## begin
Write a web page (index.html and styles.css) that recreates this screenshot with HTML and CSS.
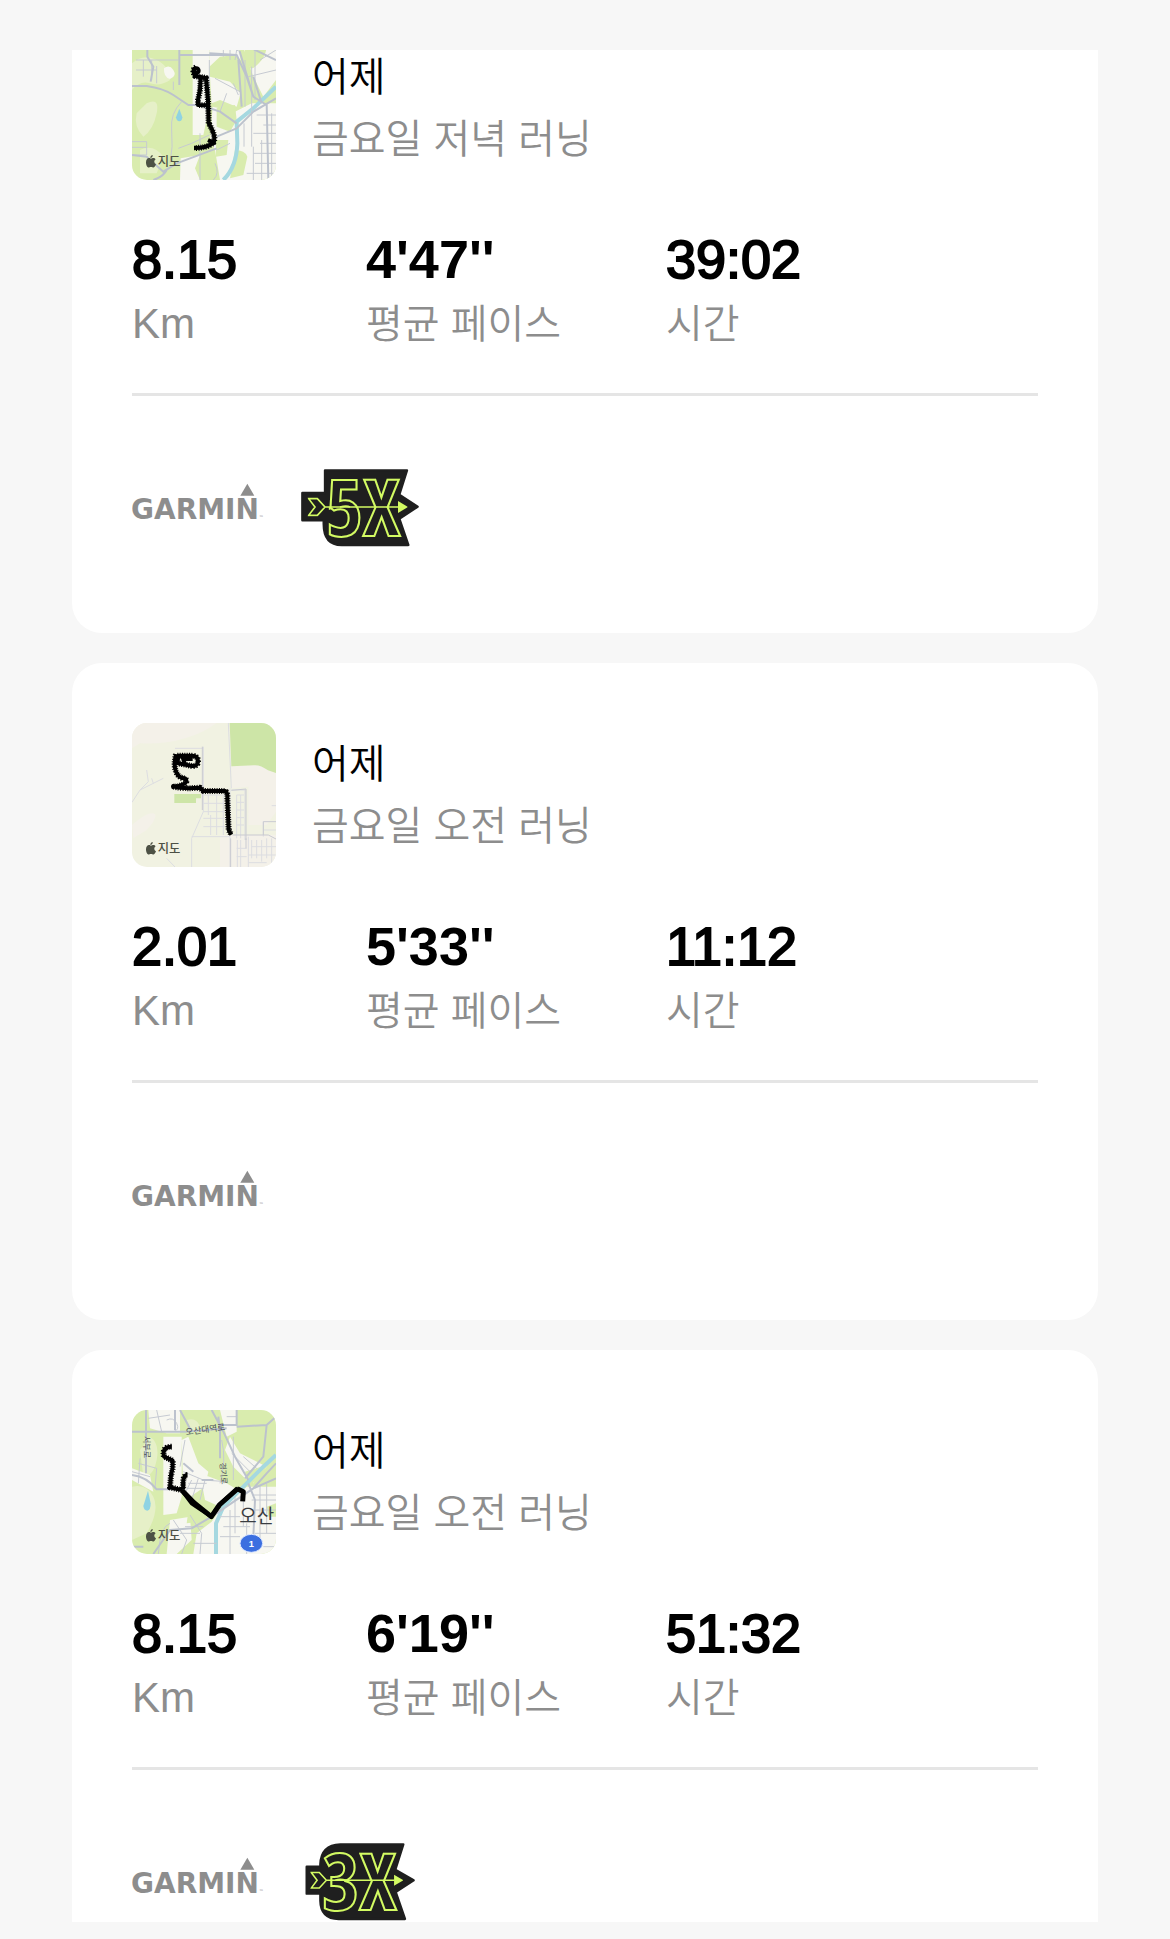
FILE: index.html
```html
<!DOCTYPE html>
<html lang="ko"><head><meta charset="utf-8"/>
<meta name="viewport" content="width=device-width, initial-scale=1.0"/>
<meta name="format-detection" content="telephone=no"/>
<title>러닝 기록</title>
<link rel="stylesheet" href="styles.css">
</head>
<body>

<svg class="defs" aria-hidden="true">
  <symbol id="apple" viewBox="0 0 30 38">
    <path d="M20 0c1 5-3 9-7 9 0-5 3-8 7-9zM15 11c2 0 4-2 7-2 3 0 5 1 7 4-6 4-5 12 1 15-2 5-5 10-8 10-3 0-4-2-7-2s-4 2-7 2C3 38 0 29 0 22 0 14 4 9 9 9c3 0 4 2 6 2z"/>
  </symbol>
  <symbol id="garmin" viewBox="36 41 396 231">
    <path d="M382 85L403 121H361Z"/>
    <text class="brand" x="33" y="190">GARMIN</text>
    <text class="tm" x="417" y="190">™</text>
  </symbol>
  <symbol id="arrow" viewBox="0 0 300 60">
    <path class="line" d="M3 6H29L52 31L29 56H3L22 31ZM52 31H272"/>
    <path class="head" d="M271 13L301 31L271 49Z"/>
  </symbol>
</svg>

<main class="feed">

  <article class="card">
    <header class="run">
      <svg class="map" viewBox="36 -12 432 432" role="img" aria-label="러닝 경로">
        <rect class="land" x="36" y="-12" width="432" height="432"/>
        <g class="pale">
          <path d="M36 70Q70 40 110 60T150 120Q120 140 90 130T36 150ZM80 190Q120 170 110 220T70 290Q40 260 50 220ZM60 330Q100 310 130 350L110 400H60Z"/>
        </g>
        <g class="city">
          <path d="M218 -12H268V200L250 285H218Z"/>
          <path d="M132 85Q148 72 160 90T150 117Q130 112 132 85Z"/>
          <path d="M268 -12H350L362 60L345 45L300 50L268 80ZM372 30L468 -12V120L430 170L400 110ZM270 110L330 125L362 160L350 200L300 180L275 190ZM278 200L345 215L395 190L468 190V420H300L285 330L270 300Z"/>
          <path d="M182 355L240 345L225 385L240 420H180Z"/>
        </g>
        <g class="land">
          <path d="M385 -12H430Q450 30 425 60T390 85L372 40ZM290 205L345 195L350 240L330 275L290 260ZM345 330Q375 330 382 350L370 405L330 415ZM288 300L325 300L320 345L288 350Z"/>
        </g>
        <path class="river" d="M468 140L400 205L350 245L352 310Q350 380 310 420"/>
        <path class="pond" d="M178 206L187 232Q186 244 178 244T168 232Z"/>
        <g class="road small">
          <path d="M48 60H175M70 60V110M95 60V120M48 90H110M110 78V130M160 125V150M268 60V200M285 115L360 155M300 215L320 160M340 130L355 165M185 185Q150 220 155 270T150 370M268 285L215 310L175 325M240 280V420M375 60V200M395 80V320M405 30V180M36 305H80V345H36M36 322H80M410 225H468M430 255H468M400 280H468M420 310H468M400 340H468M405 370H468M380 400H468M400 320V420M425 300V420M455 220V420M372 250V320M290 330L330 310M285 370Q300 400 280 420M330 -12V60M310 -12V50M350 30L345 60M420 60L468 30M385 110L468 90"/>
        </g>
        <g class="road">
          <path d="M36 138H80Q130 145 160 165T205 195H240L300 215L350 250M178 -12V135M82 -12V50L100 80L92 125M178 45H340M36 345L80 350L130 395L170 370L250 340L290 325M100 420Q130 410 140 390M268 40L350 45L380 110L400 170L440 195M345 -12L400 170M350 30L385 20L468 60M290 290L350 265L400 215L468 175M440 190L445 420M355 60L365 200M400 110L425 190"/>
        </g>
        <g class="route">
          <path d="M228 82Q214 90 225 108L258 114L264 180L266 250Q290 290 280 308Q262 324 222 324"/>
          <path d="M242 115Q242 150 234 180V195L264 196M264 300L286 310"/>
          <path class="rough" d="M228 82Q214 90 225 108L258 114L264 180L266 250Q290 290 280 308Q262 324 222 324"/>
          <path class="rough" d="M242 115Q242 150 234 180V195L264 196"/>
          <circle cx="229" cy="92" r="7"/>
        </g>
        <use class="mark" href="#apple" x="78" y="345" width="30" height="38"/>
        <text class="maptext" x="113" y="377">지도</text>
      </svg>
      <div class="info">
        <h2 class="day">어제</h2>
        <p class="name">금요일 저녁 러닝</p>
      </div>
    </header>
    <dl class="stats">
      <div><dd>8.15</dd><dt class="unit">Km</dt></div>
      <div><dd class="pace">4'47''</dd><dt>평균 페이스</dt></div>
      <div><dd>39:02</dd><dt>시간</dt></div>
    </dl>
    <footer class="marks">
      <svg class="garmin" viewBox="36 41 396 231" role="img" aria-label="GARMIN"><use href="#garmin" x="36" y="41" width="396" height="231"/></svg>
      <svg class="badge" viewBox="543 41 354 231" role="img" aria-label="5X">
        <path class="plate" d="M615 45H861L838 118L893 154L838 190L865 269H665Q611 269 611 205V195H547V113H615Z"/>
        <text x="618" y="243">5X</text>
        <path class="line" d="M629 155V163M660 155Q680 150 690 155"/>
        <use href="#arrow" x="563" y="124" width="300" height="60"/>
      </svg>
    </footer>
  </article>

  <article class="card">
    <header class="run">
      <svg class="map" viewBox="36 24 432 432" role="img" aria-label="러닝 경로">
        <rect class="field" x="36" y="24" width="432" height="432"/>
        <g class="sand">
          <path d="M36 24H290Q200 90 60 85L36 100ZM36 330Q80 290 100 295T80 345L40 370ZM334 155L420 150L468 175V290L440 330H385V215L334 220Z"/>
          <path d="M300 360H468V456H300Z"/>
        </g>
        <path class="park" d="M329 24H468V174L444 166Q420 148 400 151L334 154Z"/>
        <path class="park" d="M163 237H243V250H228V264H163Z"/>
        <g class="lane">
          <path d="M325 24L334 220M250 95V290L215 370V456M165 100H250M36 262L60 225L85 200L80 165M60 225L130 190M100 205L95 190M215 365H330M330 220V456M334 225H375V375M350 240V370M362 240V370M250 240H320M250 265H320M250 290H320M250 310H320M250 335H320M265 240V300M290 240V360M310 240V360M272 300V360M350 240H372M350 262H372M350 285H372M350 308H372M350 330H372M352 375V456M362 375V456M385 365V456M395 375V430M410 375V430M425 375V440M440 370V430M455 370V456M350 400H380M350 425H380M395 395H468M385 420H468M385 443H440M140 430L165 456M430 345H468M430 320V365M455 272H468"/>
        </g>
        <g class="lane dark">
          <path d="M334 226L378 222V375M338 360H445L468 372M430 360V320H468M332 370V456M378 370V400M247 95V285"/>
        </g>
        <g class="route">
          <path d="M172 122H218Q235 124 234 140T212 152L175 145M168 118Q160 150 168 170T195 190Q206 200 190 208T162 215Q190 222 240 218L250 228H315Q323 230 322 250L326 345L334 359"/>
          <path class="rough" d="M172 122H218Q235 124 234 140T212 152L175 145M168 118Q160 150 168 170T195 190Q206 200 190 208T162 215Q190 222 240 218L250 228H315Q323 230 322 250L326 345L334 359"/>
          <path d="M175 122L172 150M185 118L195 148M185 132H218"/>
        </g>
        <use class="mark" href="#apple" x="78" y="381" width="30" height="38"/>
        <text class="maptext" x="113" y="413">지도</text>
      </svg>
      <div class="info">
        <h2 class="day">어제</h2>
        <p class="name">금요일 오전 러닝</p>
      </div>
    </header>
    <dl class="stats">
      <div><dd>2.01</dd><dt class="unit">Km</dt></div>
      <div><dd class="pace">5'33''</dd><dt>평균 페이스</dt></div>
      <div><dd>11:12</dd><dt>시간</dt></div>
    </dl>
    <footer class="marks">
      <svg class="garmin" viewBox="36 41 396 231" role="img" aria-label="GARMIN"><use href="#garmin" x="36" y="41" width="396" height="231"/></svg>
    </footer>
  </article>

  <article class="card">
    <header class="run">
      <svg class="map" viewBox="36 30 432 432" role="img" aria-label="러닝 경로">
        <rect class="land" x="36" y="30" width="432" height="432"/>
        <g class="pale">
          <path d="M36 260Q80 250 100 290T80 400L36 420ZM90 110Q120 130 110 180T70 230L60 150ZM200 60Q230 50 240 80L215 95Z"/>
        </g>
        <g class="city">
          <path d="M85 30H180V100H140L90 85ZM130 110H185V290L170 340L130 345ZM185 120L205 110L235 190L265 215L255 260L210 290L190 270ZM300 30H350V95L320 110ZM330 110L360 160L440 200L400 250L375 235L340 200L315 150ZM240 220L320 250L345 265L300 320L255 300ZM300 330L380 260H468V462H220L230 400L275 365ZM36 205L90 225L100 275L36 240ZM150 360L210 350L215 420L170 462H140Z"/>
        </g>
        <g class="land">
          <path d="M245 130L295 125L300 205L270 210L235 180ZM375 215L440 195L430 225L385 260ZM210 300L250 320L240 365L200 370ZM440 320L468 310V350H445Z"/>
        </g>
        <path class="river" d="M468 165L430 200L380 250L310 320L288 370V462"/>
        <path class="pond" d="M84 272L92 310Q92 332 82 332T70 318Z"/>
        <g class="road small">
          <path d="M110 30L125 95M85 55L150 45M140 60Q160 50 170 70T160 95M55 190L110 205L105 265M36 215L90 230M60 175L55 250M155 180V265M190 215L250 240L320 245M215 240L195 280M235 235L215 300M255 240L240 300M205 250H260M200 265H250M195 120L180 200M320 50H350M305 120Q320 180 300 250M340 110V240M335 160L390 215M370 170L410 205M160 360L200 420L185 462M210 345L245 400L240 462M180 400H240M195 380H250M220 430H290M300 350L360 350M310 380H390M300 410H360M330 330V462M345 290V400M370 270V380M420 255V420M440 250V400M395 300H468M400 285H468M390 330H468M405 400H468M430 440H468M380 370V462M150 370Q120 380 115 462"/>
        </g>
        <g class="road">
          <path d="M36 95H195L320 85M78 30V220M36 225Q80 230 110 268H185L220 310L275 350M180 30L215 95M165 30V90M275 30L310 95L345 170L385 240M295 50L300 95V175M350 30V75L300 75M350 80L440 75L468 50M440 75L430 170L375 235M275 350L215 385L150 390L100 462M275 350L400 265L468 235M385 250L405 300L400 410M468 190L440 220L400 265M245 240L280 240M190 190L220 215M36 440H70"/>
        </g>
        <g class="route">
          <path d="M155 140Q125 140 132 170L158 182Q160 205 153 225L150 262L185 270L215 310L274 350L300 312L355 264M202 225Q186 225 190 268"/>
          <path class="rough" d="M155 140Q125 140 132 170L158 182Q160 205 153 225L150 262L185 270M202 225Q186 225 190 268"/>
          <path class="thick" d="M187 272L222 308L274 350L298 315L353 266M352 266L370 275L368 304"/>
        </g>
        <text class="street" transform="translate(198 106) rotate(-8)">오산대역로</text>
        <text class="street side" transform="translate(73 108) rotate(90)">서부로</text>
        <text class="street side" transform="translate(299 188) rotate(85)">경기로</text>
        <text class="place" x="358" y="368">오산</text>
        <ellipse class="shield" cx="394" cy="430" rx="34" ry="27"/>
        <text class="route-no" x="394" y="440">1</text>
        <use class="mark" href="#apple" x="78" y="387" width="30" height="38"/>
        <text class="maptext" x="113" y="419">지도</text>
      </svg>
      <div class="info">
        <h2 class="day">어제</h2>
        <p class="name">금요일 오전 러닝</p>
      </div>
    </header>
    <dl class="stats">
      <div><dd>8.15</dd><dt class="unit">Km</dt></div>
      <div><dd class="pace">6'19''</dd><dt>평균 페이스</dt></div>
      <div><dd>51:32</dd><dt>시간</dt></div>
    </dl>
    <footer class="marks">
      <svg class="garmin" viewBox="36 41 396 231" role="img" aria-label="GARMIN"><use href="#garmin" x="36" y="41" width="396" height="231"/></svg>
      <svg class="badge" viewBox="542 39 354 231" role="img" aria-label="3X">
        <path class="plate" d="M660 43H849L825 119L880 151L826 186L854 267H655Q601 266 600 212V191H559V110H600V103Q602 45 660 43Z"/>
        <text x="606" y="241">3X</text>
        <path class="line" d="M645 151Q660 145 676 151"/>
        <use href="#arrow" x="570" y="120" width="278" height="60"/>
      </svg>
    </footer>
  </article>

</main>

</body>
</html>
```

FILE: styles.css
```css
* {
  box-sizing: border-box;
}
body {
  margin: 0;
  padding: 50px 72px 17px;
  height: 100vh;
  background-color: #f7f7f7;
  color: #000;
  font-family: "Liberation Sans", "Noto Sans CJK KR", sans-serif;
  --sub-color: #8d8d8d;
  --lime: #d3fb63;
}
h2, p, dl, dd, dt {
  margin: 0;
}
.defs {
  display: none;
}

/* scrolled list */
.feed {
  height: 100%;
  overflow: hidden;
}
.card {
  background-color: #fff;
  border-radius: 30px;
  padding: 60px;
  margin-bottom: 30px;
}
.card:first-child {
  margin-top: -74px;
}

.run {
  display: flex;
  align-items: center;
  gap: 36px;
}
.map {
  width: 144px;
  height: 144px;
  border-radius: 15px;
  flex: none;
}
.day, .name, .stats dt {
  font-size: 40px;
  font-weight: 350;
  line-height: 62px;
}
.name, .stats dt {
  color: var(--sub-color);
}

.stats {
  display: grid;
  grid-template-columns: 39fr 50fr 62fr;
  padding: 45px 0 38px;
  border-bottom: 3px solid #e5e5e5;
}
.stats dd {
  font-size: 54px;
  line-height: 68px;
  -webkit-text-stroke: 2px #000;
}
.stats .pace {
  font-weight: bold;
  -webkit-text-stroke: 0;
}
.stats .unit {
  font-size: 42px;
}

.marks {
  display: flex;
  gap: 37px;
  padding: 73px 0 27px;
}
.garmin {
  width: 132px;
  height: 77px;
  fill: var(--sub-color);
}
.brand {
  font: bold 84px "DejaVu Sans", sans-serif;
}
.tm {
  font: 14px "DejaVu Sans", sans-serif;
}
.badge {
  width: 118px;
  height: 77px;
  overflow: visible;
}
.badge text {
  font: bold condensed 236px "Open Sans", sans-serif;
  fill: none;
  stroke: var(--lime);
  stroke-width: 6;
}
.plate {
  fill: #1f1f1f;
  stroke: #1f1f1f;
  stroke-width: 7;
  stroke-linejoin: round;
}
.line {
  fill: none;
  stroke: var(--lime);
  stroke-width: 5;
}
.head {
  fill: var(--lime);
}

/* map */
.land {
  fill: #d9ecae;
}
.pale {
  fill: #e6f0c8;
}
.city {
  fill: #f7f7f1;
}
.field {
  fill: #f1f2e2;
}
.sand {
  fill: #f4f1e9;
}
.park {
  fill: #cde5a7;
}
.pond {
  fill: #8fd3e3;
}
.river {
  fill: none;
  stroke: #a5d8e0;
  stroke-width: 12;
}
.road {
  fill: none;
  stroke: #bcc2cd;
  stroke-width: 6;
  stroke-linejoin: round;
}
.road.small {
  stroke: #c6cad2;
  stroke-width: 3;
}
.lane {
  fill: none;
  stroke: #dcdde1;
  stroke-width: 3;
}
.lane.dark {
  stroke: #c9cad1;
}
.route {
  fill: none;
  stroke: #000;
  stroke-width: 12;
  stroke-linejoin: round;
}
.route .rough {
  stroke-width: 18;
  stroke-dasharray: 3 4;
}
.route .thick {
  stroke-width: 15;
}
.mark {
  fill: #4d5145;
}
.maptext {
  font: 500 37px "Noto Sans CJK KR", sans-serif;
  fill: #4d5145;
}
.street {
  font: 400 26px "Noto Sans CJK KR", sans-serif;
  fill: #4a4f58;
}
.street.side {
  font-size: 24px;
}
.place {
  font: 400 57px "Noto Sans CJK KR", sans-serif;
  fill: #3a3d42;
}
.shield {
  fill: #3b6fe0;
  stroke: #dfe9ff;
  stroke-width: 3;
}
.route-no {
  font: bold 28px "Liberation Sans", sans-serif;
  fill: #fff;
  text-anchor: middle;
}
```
## end
> [Problem description] Gather from the data above every line with the string "index".

> [Answer to the task]
Write a web page (index.html and styles.css) that recreates this screenshot with HTML and CSS.
FILE: index.html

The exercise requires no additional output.